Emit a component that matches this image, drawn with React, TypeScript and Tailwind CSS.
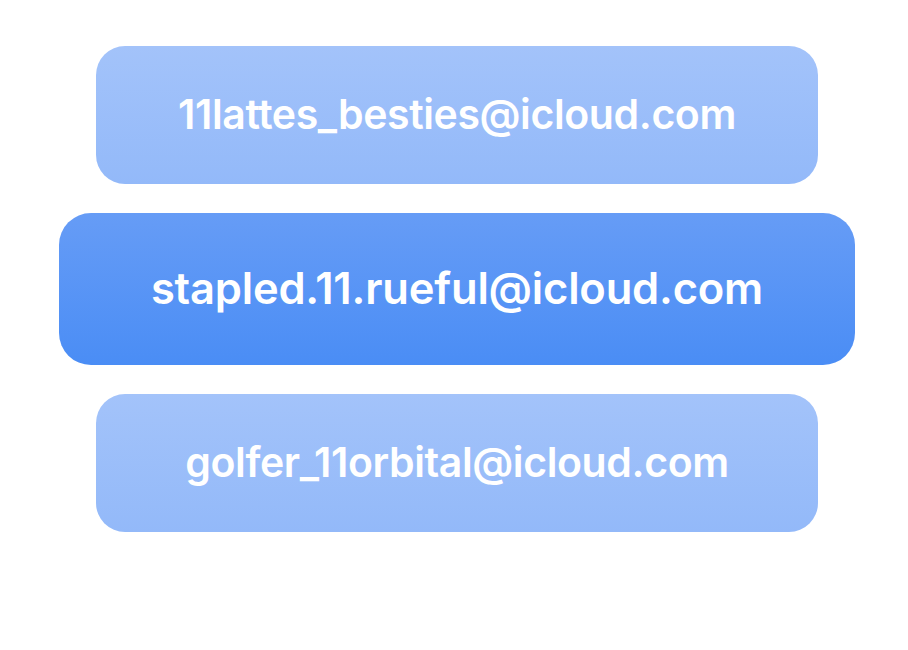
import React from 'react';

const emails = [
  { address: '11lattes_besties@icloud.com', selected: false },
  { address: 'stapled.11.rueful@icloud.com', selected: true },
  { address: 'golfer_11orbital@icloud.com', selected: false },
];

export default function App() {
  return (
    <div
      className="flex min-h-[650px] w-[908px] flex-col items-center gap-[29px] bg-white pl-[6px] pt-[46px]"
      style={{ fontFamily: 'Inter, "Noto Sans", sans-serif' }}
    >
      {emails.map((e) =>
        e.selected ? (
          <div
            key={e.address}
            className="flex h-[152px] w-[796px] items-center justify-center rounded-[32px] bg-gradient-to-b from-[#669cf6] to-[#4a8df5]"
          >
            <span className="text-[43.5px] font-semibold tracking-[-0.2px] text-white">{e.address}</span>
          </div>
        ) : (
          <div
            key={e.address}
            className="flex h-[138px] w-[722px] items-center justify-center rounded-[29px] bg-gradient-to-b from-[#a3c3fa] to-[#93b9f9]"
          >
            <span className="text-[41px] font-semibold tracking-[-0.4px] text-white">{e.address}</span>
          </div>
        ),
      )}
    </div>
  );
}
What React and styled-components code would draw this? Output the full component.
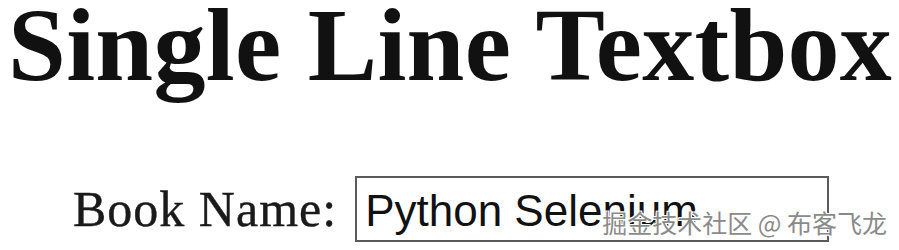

**Aim of the exercise**
Copy the records above exactly, leaving out every picture.

**Exercise response**
Emit a component that matches this image, drawn with React, TypeScript and Tailwind CSS.
import React from 'react';

const emails = [
  { address: '11lattes_besties@icloud.com', selected: false },
  { address: 'stapled.11.rueful@icloud.com', selected: true },
  { address: 'golfer_11orbital@icloud.com', selected: false },
];

export default function App() {
  return (
    <div
      className="flex min-h-[650px] w-[908px] flex-col items-center gap-[29px] bg-white pl-[6px] pt-[46px]"
      style={{ fontFamily: 'Inter, "Noto Sans", sans-serif' }}
    >
      {emails.map((e) =>
        e.selected ? (
          <div
            key={e.address}
            className="flex h-[152px] w-[796px] items-center justify-center rounded-[32px] bg-gradient-to-b from-[#669cf6] to-[#4a8df5]"
          >
            <span className="text-[43.5px] font-semibold tracking-[-0.2px] text-white">{e.address}</span>
          </div>
        ) : (
          <div
            key={e.address}
            className="flex h-[138px] w-[722px] items-center justify-center rounded-[29px] bg-gradient-to-b from-[#a3c3fa] to-[#93b9f9]"
          >
            <span className="text-[41px] font-semibold tracking-[-0.4px] text-white">{e.address}</span>
          </div>
        ),
      )}
    </div>
  );
}
What React and styled-components code would draw this? Output the full component.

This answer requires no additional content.